Sebagai wujud kepedulian para Frater untuk membangun Manggarai Raya, kata Riki, dibuktikan dengan berbagai tulisan yang memuat beragam gagasan konstruktif, baik di media lokal maupun nasional.
Beragam tulisan para Frater ke media lebih kepada keprihatian sosial mereka terhadap kondisi miris masyarakat yang belum tersentuh dengan baik oleh pemerintah daerah dan pemerintah pusat.
“Apa yang akan belajar di sekolah kemudian kami kaitkan dengan situasi sosial dan kemudian kami tuangkan dalam tulisan-tulisan,” kata Frater Riki.

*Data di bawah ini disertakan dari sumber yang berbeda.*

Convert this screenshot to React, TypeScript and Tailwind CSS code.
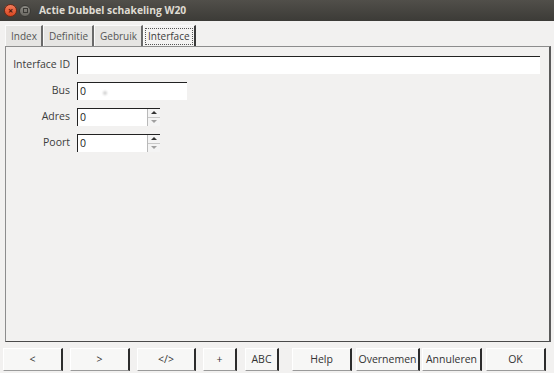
import React from "react";

const font = { fontFamily: '"Open Sans", "Noto Sans", sans-serif' };

function Spinner() {
  return (
    <div className="flex w-[13px] flex-col border-l border-[#b9b9b9] bg-[#f4f4f4]">
      <div className="flex h-1/2 items-center justify-center border-b border-[#c8c8c8]">
        <div className="h-0 w-0 border-x-[3px] border-b-[3px] border-x-transparent border-b-[#333]" />
      </div>
      <div className="flex h-1/2 items-center justify-center">
        <div className="h-0 w-0 border-x-[3px] border-t-[3px] border-x-transparent border-t-[#a0a0a0]" />
      </div>
    </div>
  );
}

function Field({ label, width, value, spin, dot }: { label: string; width: string; value?: string; spin?: boolean; dot?: boolean }) {
  return (
    <div className="flex h-[18px] items-center gap-[7px]">
      <div className="w-[64px] text-right text-[10.5px] text-[#3c3c3c]">{label}</div>
      <div className={`relative flex h-[18px] ${width} border-l border-t border-[#222] bg-white`}>
        <div className="flex-1 pl-[2px] text-[10.5px] leading-[17px] text-[#222]">{value}</div>
        {spin && <Spinner />}
        {dot && <div className="absolute left-[25px] top-[8px] h-[4px] w-[4px] rounded-full bg-[#cfcfcf] blur-[1px]" />}
      </div>
    </div>
  );
}

function Tab({ label, active }: { label: string; active?: boolean }) {
  if (active) {
    return (
      <div className="flex h-[21px] items-center border-l border-t border-[#fafafa] border-r-2 border-r-[#3a3a3a] bg-[#f4f3f2] px-[1px]">
        <div className="border border-dotted border-[#555] px-[2px] text-[10px] leading-[15px] text-[#3c3c3c]">{label}</div>
      </div>
    );
  }
  return (
    <div className="flex h-[21px] items-center border-l border-t border-[#fafafa] border-r-2 border-r-[#6a6a6a] bg-[#e6e5e3] pl-[5px] pr-[4px] text-[10px] text-[#555]">
      {label}
    </div>
  );
}

function Btn({ label, width }: { label: string; width: string }) {
  return (
    <div className={`flex h-[23px] ${width} items-center justify-center border-l border-t border-white border-r-2 border-b border-r-[#2c2c2c] border-b-[#9a9a9a] bg-[#f7f7f6] text-[10.5px] text-[#333]`}>
      {label}
    </div>
  );
}

export default function App() {
  return (
    <div className="flex h-[373px] w-[554px] flex-col overflow-hidden bg-[#f2f1f0]" style={font}>
      <div className="flex h-[21px] items-center bg-gradient-to-b from-[#514f4a] to-[#3c3b37] pl-[4px]">
        <div className="flex h-[13px] w-[13px] items-center justify-center rounded-full border border-[#6e2a16] bg-gradient-to-b from-[#f27b5a] to-[#d9461f] text-[9px] font-bold leading-none text-[#4a1407]">
          ×
        </div>
        <div className="ml-[2px] flex h-[12px] w-[12px] items-center justify-center rounded-full border border-[#3a3935] bg-gradient-to-b from-[#8c8a84] to-[#6a6862]">
          <div className="h-[5px] w-[5px] border border-[#3a3935]" />
        </div>
        <div className="ml-[8px] text-[10.3px] font-bold text-[#dfdbd2]">Actie Dubbel schakeling W20</div>
      </div>

      <div className="mt-[4px] flex items-end pl-[5px]">
        <Tab label="Index" />
        <Tab label="Definitie" />
        <Tab label="Gebruik" />
        <Tab label="Interface" active />
      </div>

      <div className="ml-[5px] flex h-[296px] w-[546px] flex-col gap-[8px] border-l border-t border-b border-[#8d8d8d] border-b-[#4a4a4a] border-r-2 border-r-[#5a5a5a] pt-[9px]">
        <Field label="Interface ID" width="w-[463px]" />
        <Field label="Bus" width="w-[110px]" value="0" dot />
        <Field label="Adres" width="w-[83px]" value="0" spin />
        <Field label="Poort" width="w-[83px]" value="0" spin />
      </div>

      <div className="mt-[6px] flex items-start pl-[3px]">
        <Btn label="<" width="w-[60px]" />
        <div className="w-[7px]" />
        <Btn label=">" width="w-[60px]" />
        <div className="w-[7px]" />
        <Btn label="</>" width="w-[59px]" />
        <div className="w-[7px]" />
        <Btn label="+" width="w-[34px]" />
        <div className="w-[8px]" />
        <Btn label="ABC" width="w-[34px]" />
        <div className="w-[13px]" />
        <Btn label="Help" width="w-[60px]" />
        <div className="w-[4px]" />
        <Btn label="Overnemen" width="w-[64px]" />
        <div className="w-[2px]" />
        <Btn label="Annuleren" width="w-[60px]" />
        <div className="w-[4px]" />
        <Btn label="OK" width="w-[60px]" />
      </div>
    </div>
  );
}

Ada banyak kegiatan sosial juga pernah dilakukan para Frater seperti melakukan gerakan menanam pohon. Gerakan ini sebagai bentuk edukasi kepada masyarakat dan bentuk keberpihakan terhadap keberlangsungan ekologi.
Gundah
Sementara pamateri lain, Emanuel Dewata Oja, pengurus PWI Bali sekaligus Ketua Serikat Media Siber Indonesia (SMSI) mengaku gundah setelah melihat fenomena praktik politik identitas di tahun politik.
Jualan politik identitas seperti suku dan agama belakangan ini ternyata menjadi laku saat ajang pesta demokrasi demi meraup kemenangan.

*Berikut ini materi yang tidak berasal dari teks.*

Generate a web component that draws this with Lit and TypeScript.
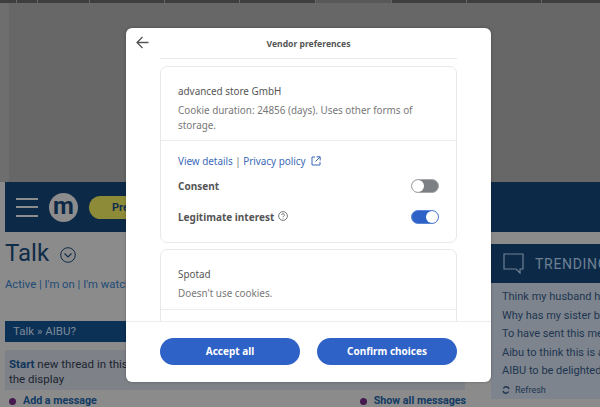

“Politik identitas nanti akan sangat laku di tahun politik, orang sudah mulai mempertentangkan agama-agama B suku A, suku B, orang mulai mempertentangkan itu dan menimbulkan keresahan yang sangat-sangat komunal,” ujar Edo.
Parahnya, lanjut dia, propaganda politik identitas menggunakan media sosial hingga akhirnya masif. Fenomena hoaks lewat platform media sosial saat suksesi politik tentu saja berseliweran.
“Dan, ini yang saya ingin mengajak kita, mari kita bicara, mari kita berpikir bersama bahwa tahun 2022 mulai sampai 2024 itu adalah tahun politik,” kata Edo.
“Adik-adik pasti sempat memantau lah bagaimana Pilkada Manggarai beberapa waktu lalu, perang di media sosial kencang,” imbuh dia.
Sebagai solusi praktis, Edo mengajak para Frater dari Manggarai Raya tersebut untuk membangun sebuah lembaga sekelas Centre for Strategic and International Studies (CSIS).
Lembaga ini nantinya diharapkan untuk melakukan kajian kebijakan, serta advokasi publik dan pendidikan publik di Manggarai Raya.
“Lembaga ini nanti menjadi refrensi publik yang muaranya untuk memberikan edukasi untuk memberikan gagasan kritis,” katanya.